Délibérément, le travail du français ne se constitue pas avec des méthodes de pédagogie déjà existantes. Les groupes se sont organisés de la manière suivante : groupe des « Lecteurs » (qui savent déjà bien déchiffrer et veulent mieux comprendre ce qu’ils et elles lisent), groupe des « Écrivains » (qui veulent mieux écrire pour formuler leurs pensées), groupe des « Mains trop rapides » (qui souhaitent apprendre à organiser leur écriture dans l’espace), groupe des « Débrouillards » (qui jusqu’à présent se sont débrouillé·es avec les mots, sans jamais avoir appris à l’école), groupe des « Minuscules » (qui veulent apprendre à écrire en lettres minuscules ou attachées).
Le dispensaire
Dans le travail de son dispensaire, l’École des Actes est traversée par la conviction que, si on veut accueillir décemment les personnes exilées qui entrent sur le territoire, il faut leur fournir une offre de santé à hauteur de ses idéaux d’hospitalité. Elle est aussi persuadée qu’une médecine de proximité et accessible est nécessaire pour prendre en charge les personnes à temps, avant que des pathologies potentiellement bégnines ne se compliquent.
En travaillant étroitement avec les populations précaires bénéficiaires du projet et avec des soignant·es bénévoles, l’École des Actes a pensé plusieurs actions pour servir ces idées : leçons sur le corps et la médecine, réseau d’entraide plurilingue, permanences administrative et de santé, accueil et soutien psychologique.
Les permanences de droit
Des préoccupations autour du droit et du travail, notamment en regard de la précarité des situations des participant·es, sont venues alimenter les activités de l’École des Actes.

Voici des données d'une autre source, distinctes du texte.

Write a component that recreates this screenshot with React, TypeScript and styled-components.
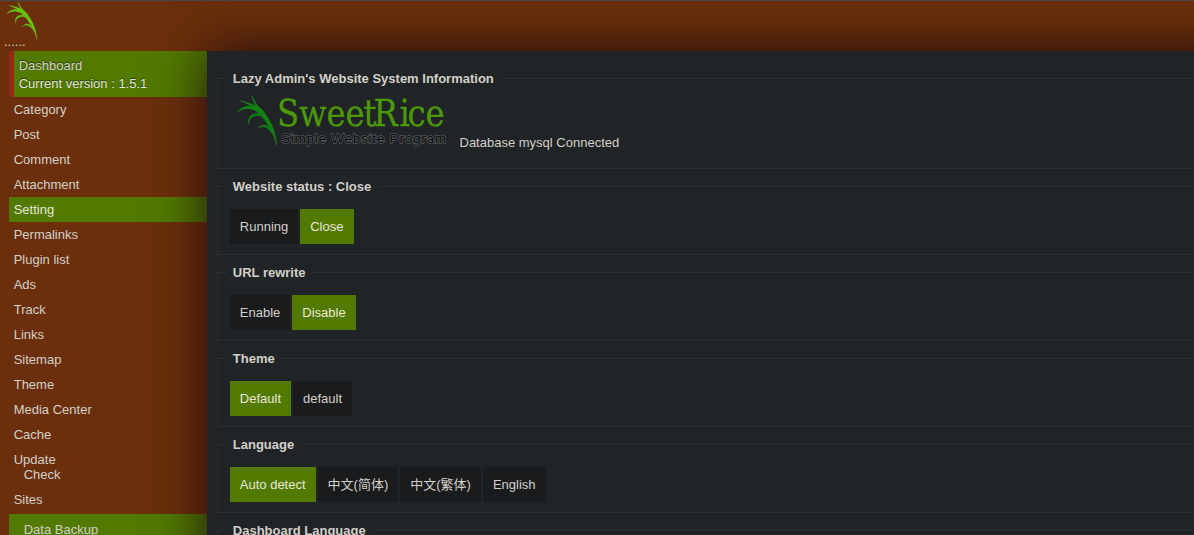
import React from 'react';
import styled, { createGlobalStyle } from 'styled-components';

const GlobalStyle = createGlobalStyle`
  * { box-sizing: border-box; }
  html, body { margin: 0; height: 100%; overflow: hidden; }
  body {
    background: #6b300b;
    color: #d3cfc9;
    font: 13px/15px "Liberation Sans", Arial, "Noto Sans CJK SC", sans-serif;
  }
`;

const Page = styled.div`
  display: flex;
  flex-direction: column;
  height: 535px;
  overflow: hidden;
  border-top: 1px solid #46464a;
`;

const Header = styled.header`
  flex: none;
  height: 50px;
  padding-left: 4px;
`;

const HeaderLogo = styled.div`
  height: 33px;
  padding-left: 2px;
  svg { display: block; }
`;

const Columns = styled.div`
  display: flex;
  flex: 1;
  min-height: 0;
`;

const Sidebar = styled.nav`
  flex: none;
  width: 207px;
  padding-left: 9px;
  white-space: nowrap;
`;

const MenuItem = styled.div<{ $active?: boolean }>`
  padding: 5px 4.7px;
  color: ${(p) => (p.$active ? '#e6e6dc' : 'inherit')};
  background: ${(p) => (p.$active ? '#527a00' : 'transparent')};
`;

const DashboardItem = styled.div`
  height: 46px;
  padding: 6px 4.7px 4px;
  border-left: 5px solid #97261b;
  background: #527a00;
  line-height: 18px;
  text-shadow: 0 -1px 1px rgba(0, 0, 0, 0.55);
`;

const CurrentVersion = styled.div`
  color: #e6e6dc;
`;

const SubItem = styled.div`
  padding-left: 10px;
`;

const SubMenu = styled.div`
  margin-top: 2px;
  padding: 8px 14.7px;
  background: #527a00;
`;

const Content = styled.main`
  position: relative;
  flex: 1;
  min-width: 0;
  height: 620px;
  margin-right: -70px;
  padding: 20px 0 0 10px;
  background: #202426;
  box-shadow: 0 0 50px rgba(25, 4, 18, 0.9);
`;

const Group = styled.fieldset`
  width: 1000px;
  margin: 0 0 10px;
  padding: 15px 12px 10px;
  border: 1px dotted #34383a;
`;

const SystemGroup = styled(Group)`
  height: 98px;
  padding-top: 5px;
`;

const Legend = styled.legend`
  margin-left: -3px;
  padding: 0 5.5px 0 5.8px;
  font-weight: bold;
`;

const Options = styled.div`
  display: flex;
  gap: 2px;
`;

const Option = styled.button<{ $on?: boolean }>`
  height: 35px;
  padding: 0 10.2px 0 9.8px;
  border: 0;
  font: inherit;
  color: ${(p) => (p.$on ? '#e9e7dc' : '#d3cfc9')};
  background: ${(p) => (p.$on ? '#527a00' : '#1a1b1d')};
`;

const SystemInfo = styled.div`
  display: flex;
  align-items: flex-end;
  gap: 9.5px;
  svg { display: block; overflow: visible; }
`;

const Database = styled.span`
  padding-bottom: 1px;
`;

const leaf = [
  'M27 16 Q54 20 73 34 Q106 65 111 118 Q101 76 68 43 Q50 23 27 16Z',
  'M21 41 Q37 21 64 33 L90 56 L76 46 Q45 24 21 41Z',
  'M54 5 Q61 25 81 41 L87 54 L74 42 Q56 23 54 5Z',
  'M46 69 Q42 41 77 46 L83 51 Q48 44 46 69Z',
  'M67 79 Q85 61 102 87 L105 97 Q86 66 67 79Z',
];

const Leaf = ({ color, edge }: { color: string; edge: string }) => (
  <g fill={color} stroke={edge} strokeWidth="1.4" strokeLinejoin="round">
    {leaf.map((d) => <path key={d} d={d} />)}
  </g>
);

const BrandLogo = () => (
  <svg width="220" height="60" viewBox="0 0 220 60">
    <g transform="translate(-1.3 3) scale(0.433)">
      <Leaf color="#088a08" edge="#22752a" />
    </g>
    <text transform="scale(0.85 1)" x="55.3 81.2 113.5 135.9 157 168.8 199.4 208.8 230" y="34.5"
      fontFamily="'DejaVu Serif', serif" fontSize="38" fill="#4b980b" stroke="#4b980b"
      strokeWidth="0.3">SweetRice</text>
    <text x="51" y="52" fontFamily="'Liberation Sans', sans-serif" fontSize="13.5" textLength="165"
      fill="#08090a" stroke="#55585a" strokeWidth="1.5" paintOrder="stroke">Simple Website Program</text>
  </svg>
);

const groups = [
  { title: 'Website status : Close', options: ['Running', 'Close'], on: 1 },
  { title: 'URL rewrite', options: ['Enable', 'Disable'], on: 1 },
  { title: 'Theme', options: ['Default', 'default'], on: 0 },
  { title: 'Language', options: ['Auto detect', '中文(简体)', '中文(繁体)', 'English'], on: 0 },
  { title: 'Dashboard Language', options: ['Auto detect'], on: 0 },
];

const menu = ['Category', 'Post', 'Comment', 'Attachment', 'Setting', 'Permalinks', 'Plugin list',
  'Ads', 'Track', 'Links', 'Sitemap', 'Theme', 'Media Center', 'Cache'];

export default function App() {
  return (
    <>
      <GlobalStyle />
      <Page>
        <Header>
          <HeaderLogo>
            <svg width="34" height="40" viewBox="18 3 102 120">
              <Leaf color="#66d00a" edge="#6aa81c" />
            </svg>
          </HeaderLogo>
          ......
        </Header>
        <Columns>
          <Sidebar>
            <DashboardItem>
              Dashboard
              <CurrentVersion>Current version : 1.5.1</CurrentVersion>
            </DashboardItem>
            {menu.map((m) => <MenuItem key={m} $active={m === 'Setting'}>{m}</MenuItem>)}
            <MenuItem>
              Update
              <SubItem>Check</SubItem>
            </MenuItem>
            <MenuItem>Sites</MenuItem>
            <SubMenu>Data Backup</SubMenu>
          </Sidebar>
          <Content>
            <SystemGroup>
              <Legend>Lazy Admin's Website System Information</Legend>
              <SystemInfo>
                <BrandLogo />
                <Database>Database mysql Connected</Database>
              </SystemInfo>
            </SystemGroup>
            {groups.map((g) => (
              <Group key={g.title}>
                <Legend>{g.title}</Legend>
                <Options>
                  {g.options.map((o, i) => <Option key={o} $on={i === g.on}>{o}</Option>)}
                </Options>
              </Group>
            ))}
          </Content>
        </Columns>
      </Page>
    </>
  );
}
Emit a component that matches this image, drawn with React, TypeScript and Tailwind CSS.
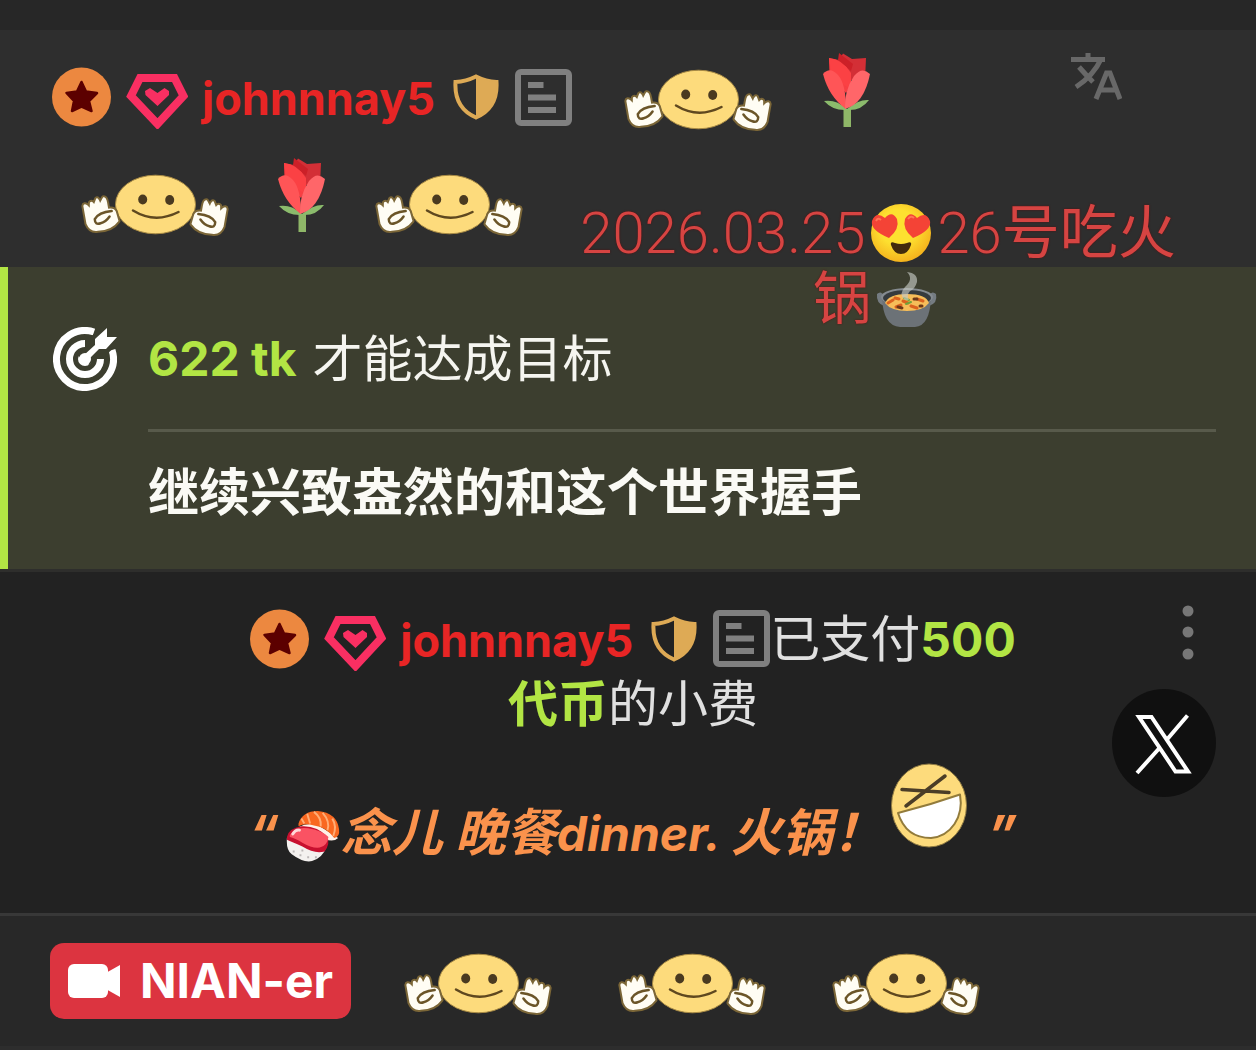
import type { ReactNode } from 'react';

const FONT = "font-['Inter','Noto_Sans_CJK_SC',sans-serif]";

function StarBadge() {
  return (
    <svg width="60" height="60" viewBox="0 0 60 60" className="shrink-0">
      <circle cx="29.500" cy="30" r="29.500" fill="#ec8840" />
      <path
        d="M29.500 15 L34 24.500 L45 26 L37 34 L39.500 44 L29.500 39.500 L20 44 L22 34 L14.500 26 L25 24.500 Z"
        fill="#5c0000"
        stroke="#5c0000"
        strokeWidth="2.500"
        strokeLinejoin="round"
      />
    </svg>
  );
}

function GemBadge() {
  return (
    <svg width="62" height="64" viewBox="0 0 62 64" className="shrink-0">
      <path d="M14 13 H48.500 L57.500 31 L31.500 59 L5 31 Z" fill="none" stroke="#f92f62" strokeWidth="8" />
      <path d="M19 26 L24 23 L31.500 28 L38.500 23 L43 26 V30 L31.500 41 L19.500 30 Z" fill="#f92f62" />
    </svg>
  );
}

function ShieldBadge() {
  return (
    <svg width="46" height="46" viewBox="0 0 46 46" className="shrink-0">
      <path
        d="M23 2.500 Q33 7.500 43.500 8 Q45 34 23 43.500 Q1 34 2.500 8 Q13 7.500 23 2.500 Z"
        fill="none"
        stroke="#deaa55"
        strokeWidth="4"
      />
      <path d="M23 2 Q33 8 44 8 Q45 34 23 44 Z" fill="#deaa55" />
    </svg>
  );
}

function NoteBadge() {
  return (
    <svg width="57" height="57" viewBox="0 0 57 57" className="shrink-0">
      <rect x="3" y="3" width="51" height="51" rx="3" fill="none" stroke="#808080" strokeWidth="6" />
      <path d="M13 16 H28.500 M13 28.500 H41 M13 41 H41" stroke="#808080" strokeWidth="6" />
    </svg>
  );
}

function HugHand() {
  return (
    <g strokeLinecap="round" strokeLinejoin="round" transform="rotate(-10 20 45)">
      <path
        d="M4 34 Q5 31 8 34 L10 37 L11 32 Q13 30 15 34 L18 29 Q20 28 21 34 L25 29 Q28 29 28 35 L28 41 Q34 41 35 45 L36 55 Q28 63 14 61 Q6 61 4 52 Z"
        fill="#fffdf4"
        stroke="#7b6637"
        strokeWidth="4"
        paintOrder="stroke"
      />
      <path d="M31 44 Q18 43 13 49 Q12 55 18 54 Q23 54 28 49" fill="none" stroke="#6b5528" strokeWidth="2.500" />
    </g>
  );
}

function HugFace() {
  return (
    <svg width="148" height="66" viewBox="0 0 148 66" className="shrink-0 overflow-visible">
      <ellipse cx="74.500" cy="35.500" rx="40" ry="29.300" fill="#fddb7c" stroke="#a98b45" strokeWidth="1" />
      <ellipse cx="61.700" cy="30.500" rx="4.500" ry="5" fill="#4a3a20" />
      <ellipse cx="88.700" cy="31" rx="4.500" ry="5" fill="#4a3a20" />
      <path d="M52 41.500 Q74 55 97.500 43" fill="none" stroke="#5f481f" strokeWidth="2.500" strokeLinecap="round" />
      <HugHand />
      <g transform="translate(148 3) scale(-1 1)">
        <HugHand />
      </g>
    </svg>
  );
}

function Rose() {
  return (
    <svg width="50" height="88" viewBox="0 0 50 88" className="shrink-0">
      <path d="M21.500 56 H29 V74 H21.500 Z" fill="#8fb768" />
      <path d="M25 57 Q11 58 2 48 Q14 46 25 56 Q37 46 47 47 Q39 58 25 57 Z" fill="#8bbb6c" />
      <path d="M21 0.500 L30 6 L44 5 L43 27 H8 L7 5 L17 7 Z" fill="#d32f36" />
      <path d="M7 5 L24 13 L30 30 L24 40 L8 24 Z" fill="#f73f43" />
      <path d="M17 0 L31 11 L29 18 L16 7 Z" fill="#cc2028" />
      <path d="M7 5 Q20 6 29 20 V36 L10 25 Z" fill="#fb4144" />
      <path d="M1 21 Q8 13 16 22 Q24 31 24 56 Q7 44 1 21 Z" fill="#ff5557" />
      <path d="M48 21 Q40 13 32 23 Q22 38 23 56 Q42 51 48 21 Z" fill="#ff6669" />
    </svg>
  );
}

function LaughFace() {
  return (
    <svg width="78" height="86" viewBox="0 0 78 86" className="shrink-0">
      <ellipse cx="39" cy="42.500" rx="37.500" ry="41.500" fill="#fddb7c" stroke="#907b43" strokeWidth="1" />
      <path d="M12 26.500 L59 29.500 M16 43 L55 13" stroke="#4b3d27" strokeWidth="3.500" strokeLinecap="round" />
      <path
        d="M8 50 Q40 42 70 31.500 C74 54 61 73 41 75 C24 75 13 66 8 50 Z"
        fill="#ffffff"
        stroke="#927b3b"
        strokeWidth="2"
        strokeLinejoin="round"
      />
    </svg>
  );
}

function HeartEyes() {
  return (
    <svg width="72" height="60" viewBox="0 0 72 60" className="shrink-0">
      <defs>
        <radialGradient id="face" cx="45%" cy="40%" r="60%">
          <stop offset="0.5" stopColor="#fde030" />
          <stop offset="1" stopColor="#f5b31d" />
        </radialGradient>
      </defs>
      <ellipse cx="36" cy="30" rx="30" ry="29" fill="url(#face)" />
      <path d="M24 35 Q5 27 7 18 Q11 8 20 15 Q27 7 32 16 Q35 26 24 35 Z" fill="#f44336" />
      <path d="M48 35 Q37 26 40 16 Q45 7 52 15 Q61 8 65 18 Q67 27 48 35 Z" fill="#f44336" />
      <path d="M11 18 Q13 14 16 17 M43 16 Q46 12 49 15" stroke="#ff7555" strokeWidth="2" fill="none" />
      <path d="M26 42 Q25 38 30 40 Q36 42 42 40 Q47 38 46 42 Q43 51 36 51 Q29 51 26 42 Z" fill="#422b0d" />
    </svg>
  );
}

function HotPot() {
  return (
    <svg width="72" height="60" viewBox="0 0 72 60" className="shrink-0">
      <path d="M6 25 Q10 21 13 27 V37 Q5 34 6 25 Z M65 25 Q61 21 58 27 V37 Q67 34 65 25 Z" fill="#757c82" />
      <path d="M11 28 Q12 57 29 58 H44 Q59 57 60 28 Z" fill="#6c7277" />
      <ellipse cx="36" cy="28" rx="26" ry="9" fill="#858b90" />
      <ellipse cx="36" cy="29" rx="24" ry="8" fill="#353a3d" />
      <path d="M14 34 Q18 25 36 25 Q55 25 58 34 Q52 42 36 42 Q20 42 14 34 Z" fill="#f6bd59" />
      <path
        d="M17 34 L22 31 M25 38 L30 36 M40 37 L46 39 M46 30 L52 32 M32 32 L37 34 M24 29 L28 30"
        stroke="#db621f"
        strokeWidth="3"
        strokeLinecap="round"
      />
      <path d="M27 38 L31 39 M43 30 H46 M49 37 H51" stroke="#6b3718" strokeWidth="3" strokeLinecap="round" />
      <path d="M33 29 L38 31 M35 35 L40 33" stroke="#71a23a" strokeWidth="2" strokeLinecap="round" />
      <path d="M34 31 Q27 25 34 18 Q43 10 36 3 Q47 4 46 13 Q44 20 39 22 Q35 26 38 31 Z" fill="#c5cac3" fillOpacity="0.65" />
    </svg>
  );
}

function Sushi() {
  return (
    <svg width="56" height="54" viewBox="0 0 58 54" className="shrink-0">
      <path d="M14 18 Q27 10 41 20 L55 29 Q50 34 41 30 Z" fill="#fff0e8" />
      <path d="M14 14 Q18 1 34 1 Q54 3 56 20 Q57 28 51 29 Q42 17 30 16 Q20 13 14 17 Z" fill="#f96820" />
      <path
        d="M23 4 L26 14 M30 2 Q38 8 37 17 M39 3 Q47 12 44 21 M49 9 Q54 17 50 27 M17 9 L20 14"
        stroke="#ffad76"
        strokeWidth="2"
        fill="none"
      />
      <path d="M2 29 Q1 42 7 46 Q19 55 28 53 Q39 50 43 38 Z" fill="#f4f1ef" />
      <path d="M2 28 Q4 19 17 17 Q33 16 44 28 Q47 35 41 43 Q31 46 18 38 Q7 33 2 31 Z" fill="#c8102f" />
      <path d="M5 26 Q11 17 24 19 Q38 21 45 28 Q44 37 36 39 Q28 40 18 34 Q10 29 5 28 Z" fill="#fa5263" />
      <path d="M8 25 Q11 20 15 21" stroke="#ffd9da" strokeWidth="3" fill="none" strokeLinecap="round" />
      <path d="M8 43 H10 M15 47 H17 M23 49 H25 M31 49 H33 M17 42 H19" stroke="#bcb8b8" strokeWidth="2" />
    </svg>
  );
}

function TargetIcon() {
  return (
    <svg width="64" height="64" viewBox="0 0 64 64" className="shrink-0" fill="none" stroke="#ffffff">
      <path d="M41 5 A28.500 28.500 0 1 0 59 23" strokeWidth="7" />
      <path d="M32 16.500 A15.500 15.500 0 1 0 47.500 32" strokeWidth="7" />
      <circle cx="32" cy="32" r="7" fill="#ffffff" stroke="none" />
      {/* background halo keeps the arrow clear of the rings */}
      <path
        d="M42 12 L54 1 V10 H64 L53 22 H46 L36 32 L31 28 L42 18 Z"
        fill="#ffffff"
        stroke="#3c3e2f"
        strokeWidth="9"
        paintOrder="stroke"
      />
      <circle cx="32" cy="32" r="6" fill="#ffffff" stroke="none" />
    </svg>
  );
}

function UserTag({ children }: { children?: ReactNode }) {
  return (
    <span className="flex items-center">
      <span className="flex items-center gap-[14px]">
        <StarBadge />
        <GemBadge />
        <a href="#johnnnay5" className="pt-1 text-[45px] leading-[60px] font-bold text-[#e82525]">
          johnnnay5
        </a>
      </span>
      <span className="ml-[18px] flex items-center gap-4">
        <ShieldBadge />
        <NoteBadge />
      </span>
      {children}
    </span>
  );
}

function RoomNotice() {
  return (
    <div className="absolute top-[200px] right-0 w-[756px] text-center text-[58px] leading-[66px] font-light text-[#d64442] font-['Roboto','Noto_Sans_CJK_SC',sans-serif] [text-shadow:0_0_2px_#5c0f0f]">
      <div className="flex items-center justify-center">
        2026.03.25
        <HeartEyes />
        <span>
          26<span className="font-normal">号吃火</span>
        </span>
      </div>
      <div className="flex items-center justify-center">
        <span className="font-normal">锅</span>
        <HotPot />
      </div>
    </div>
  );
}

export default function App() {
  return (
    <main className={`relative min-h-screen overflow-hidden bg-[#2d2d2d] ${FONT}`}>
      <div className="h-[30px] bg-[#272727]" />

      {/* Chat message */}
      <section className="flex items-start justify-between bg-[#2e2e2e] pt-[23px] pr-[134px] pb-[21px] pl-[52px]">
        <div className="flex flex-col gap-[17px]">
          <div className="flex items-center gap-[52px]">
            <UserTag />
            <span className="flex items-center gap-[50px]">
              <HugFace />
              <Rose />
            </span>
          </div>
          <div className="ml-[29px] flex items-center gap-12">
            <HugFace />
            <Rose />
            <HugFace />
          </div>
        </div>
        <button aria-label="翻译" className="cursor-pointer">
          <svg width="52" height="48" viewBox="0 0 52 48" fill="none" stroke="#686868" strokeWidth="5">
            <path d="M1 6.500 H35 M18 0 V6 M31 6 Q24 22 6 34 M9 14 Q16 22 23 29" />
            <path d="M26 46 L36.500 20 H40 L50 46 M30 37 H47" />
          </svg>
        </button>
      </section>

      {/* Goal */}
      <section className="flex gap-[31px] border-l-8 border-[#b2e544] bg-[#3c3e2f] pt-[60px] pr-10 pb-[44px] pl-[45px]">
        <TargetIcon />
        <div className="flex-1">
          <p className="flex items-center text-[50px] leading-[64px] text-[#f5f5f0]">
            <strong className="mr-4 text-[48px] font-bold text-[#b2e544]">622 tk</strong>
            才能达成目标
          </p>
          <hr className="mt-[38px] mb-[29px] border-0 border-t-[3px] border-[#585a4b]" />
          <p className="text-[51px] leading-[64px] font-bold text-[#fafaf5]">继续兴致盎然的和这个世界握手</p>
        </div>
      </section>

      {/* Tip */}
      <section className="flex flex-col items-center border-t-[3px] border-b-[3px] border-t-[#2e2e2c] border-b-[#383838] bg-[#222222] pt-[33px] pr-10 pb-[50px] pl-[50px] text-[50px] leading-[64px] text-[#e0e0e0]">
        <UserTag>
          <span className="pt-[2px]">
            已支付<b className="text-[48px] text-[#b2e544]">500</b>
          </span>
        </UserTag>
        <p>
          <b className="text-[#b2e544]">代币</b>的小费
        </p>
        <blockquote className="mt-[27px] flex items-end text-[51px] leading-[58px] text-[#fa924c] italic font-bold">
          <span className="mr-[6px]">“</span>
          <Sushi />
          <span className="whitespace-pre">念儿 晚餐<span className="text-[48px]">dinner. </span>火锅！</span>
          <span className="mb-[14px] ml-[6px]">
            <LaughFace />
          </span>
          <span className="ml-5">”</span>
        </blockquote>
      </section>

      <section className="flex items-center bg-[#282828] py-[27px] pl-[50px]">
        <button className="mr-[53px] flex h-[76px] cursor-pointer items-center gap-5 rounded-[14px] bg-[#dc3440] px-[18px] text-[48px] leading-[60px] font-bold text-white">
          <svg width="52" height="36" viewBox="0 0 52 36" fill="#ffffff">
            <rect x="0" y="1" width="40" height="34" rx="6" />
            <path d="M36 11 L52 2 V34 L36 25 Z" />
          </svg>
          NIAN-er
        </button>
        <div className="flex items-center gap-[66px]">
          <HugFace />
          <HugFace />
          <HugFace />
        </div>
      </section>

      <RoomNotice />

      <button aria-label="更多" className="absolute top-[604px] right-[60px] cursor-pointer">
        <svg width="16" height="56" viewBox="0 0 16 56" fill="#777777">
          <circle cx="8" cy="7" r="5.500" />
          <circle cx="8" cy="28" r="5.500" />
          <circle cx="8" cy="50" r="5.500" />
        </svg>
      </button>

      <button aria-label="X" className="absolute top-[689px] right-10 cursor-pointer">
        <svg width="104" height="108" viewBox="0 0 104 108" fill="none" stroke="#ffffff" strokeWidth="4">
          <ellipse cx="52" cy="54" rx="52" ry="54" fill="#101010" stroke="none" />
          <path d="M27 28 H39.500 L76 82.500 H63.500 Z M75.500 26.500 L55 50.500 M25 84 L47.500 59" />
        </svg>
      </button>
    </main>
  );
}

Un atelier de droit a lieu chaque semaine à l’École des Actes avec comme objectif de rendre les personnes autonomes sur les questions qui les concernent. La complexité qui caractérise le droit implique qu’individuellement, les personnes sont rarement en état de connaître et de défendre pour leur propre compte ce à quoi elles ont droit, ni de comprendre les procédures qui sont exigées d’elles. Les ateliers de l’École des Actes permettent d’acquérir et de partager le plus possible avec tou·tes une connaissance minimale permettant de comprendre et de traiter du mieux possible les dossiers en cours.
Les ateliers artistiques
Toutes ces activités ont une utilité finale : la lutte contre l’exclusion. C’est pourquoi l’École des Actes développe aussi des activités artistiques, permettant la rencontre entre natif·ves et nouveaux·elles venu·es et l’intégration au sein d’une culture reconnue – favorisant ainsi le lien social pour les personnes isolées – à travers différents ateliers de pratique artistique.
Enfin, en 2022, deux nouveaux ateliers se développent, l’un autour de la pratique de la couture et l’autre autour de la connaissance de l’ordinateur et l’autonomie numérique.
Quelques mots en guise de conclusion
Au départ, l’École des Actes a commencé avec juste le français et les assemblées. Ce qui est apparu ensuite l’a été à la demande des participant·es, selon leurs désirs et leurs besoins. Tout ce qui est rapporté là a donc le statut d’un « work in progress », dans la mesure où l’École se développe à partir de ses ressources internes, de ce qui s’y invente collectivement, et selon les rencontres qui se nouent. C’est une multiplicité en expansion.
Aujourd’hui, l’École des Actes est dans un moment d’ouverture : ouverture à des participant·es nouveaux·elles venu·es, ouverture à des propositions d’activités de leur part, ouverture à des bénévoles qui s’y intéressent et la rejoignent. Pour accompagner ce développement, elle s’entoure de partenaires nouveaux sur tout le territoire francilien.